From the Selection Sort example, we can see that with every pass the inner loop runs over unsorted elements and tries to sort them as the outer loop moves forward. In case of Insertion Sort, with every pass we’re creating a “relatively” Sorted Set of elements ([5,9], [2,5,9], [2,5,4,9], [2,4,5,7,9], [2,4,5,7,8,9]) for the inner loop as the outer loop progresses forward.
In case of a Selection Sort, we will have one definite “swap” per iteration. Whereas in the case of an Insertion Sort, the element to be “swapped” is first taken aside in a temp variable (k) and once the inner loop moves the elements till an appropriate position for k is found, the swap finally happens.

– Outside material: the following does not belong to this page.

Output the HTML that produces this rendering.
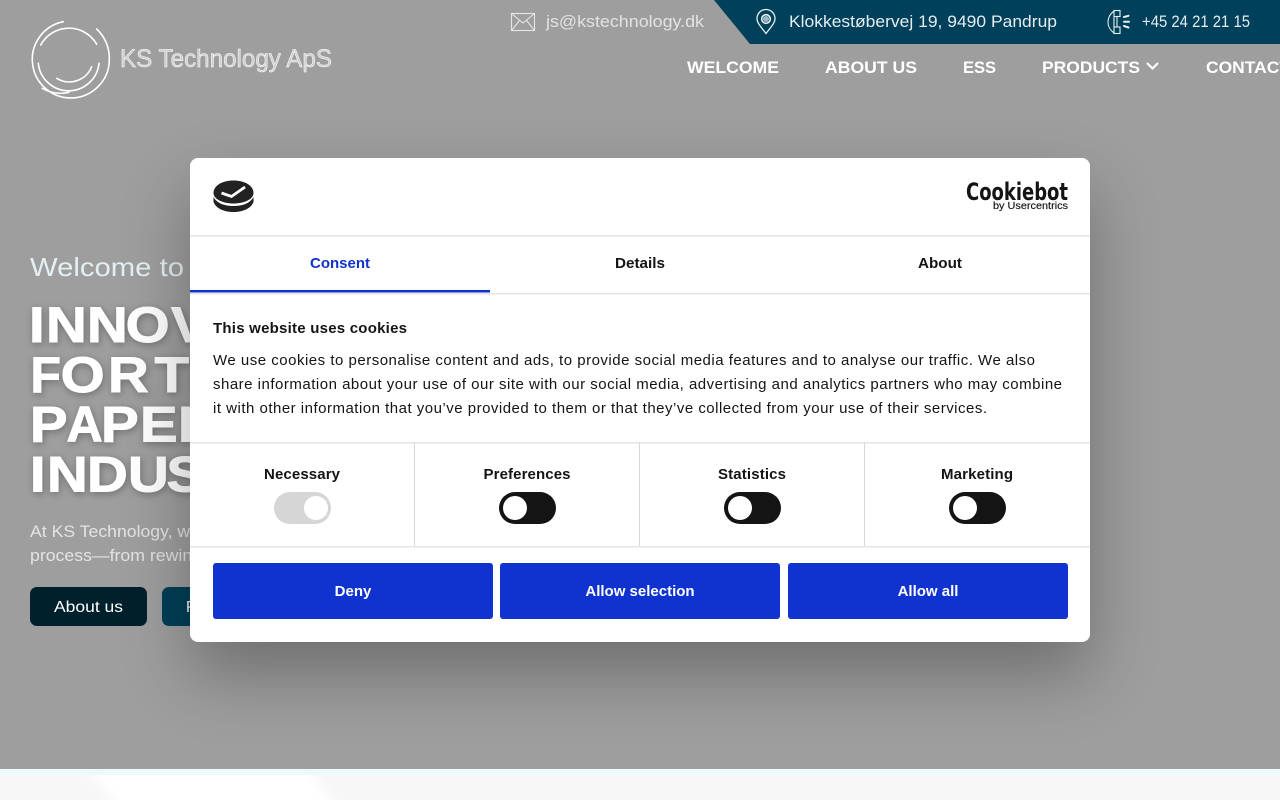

From a Time perspective, the Selection Sort takes the same O(n2) time for any scenario – be it the best case or the worst case. Whereas, the Insertion Sort takes a varied time for various input scenarios – hence we say that for the worst case it takes O(n2) time while for other cases it is comparatively lower than O(n2) time.

Conclusion

From a performance perspective, both these algorithms are less efficient than the other algorithms when put to test on a large dataset. However, if we have a memory constraint on our execution machine and have a relatively small datasets, these algorithms are worth using as they are very simple to implement.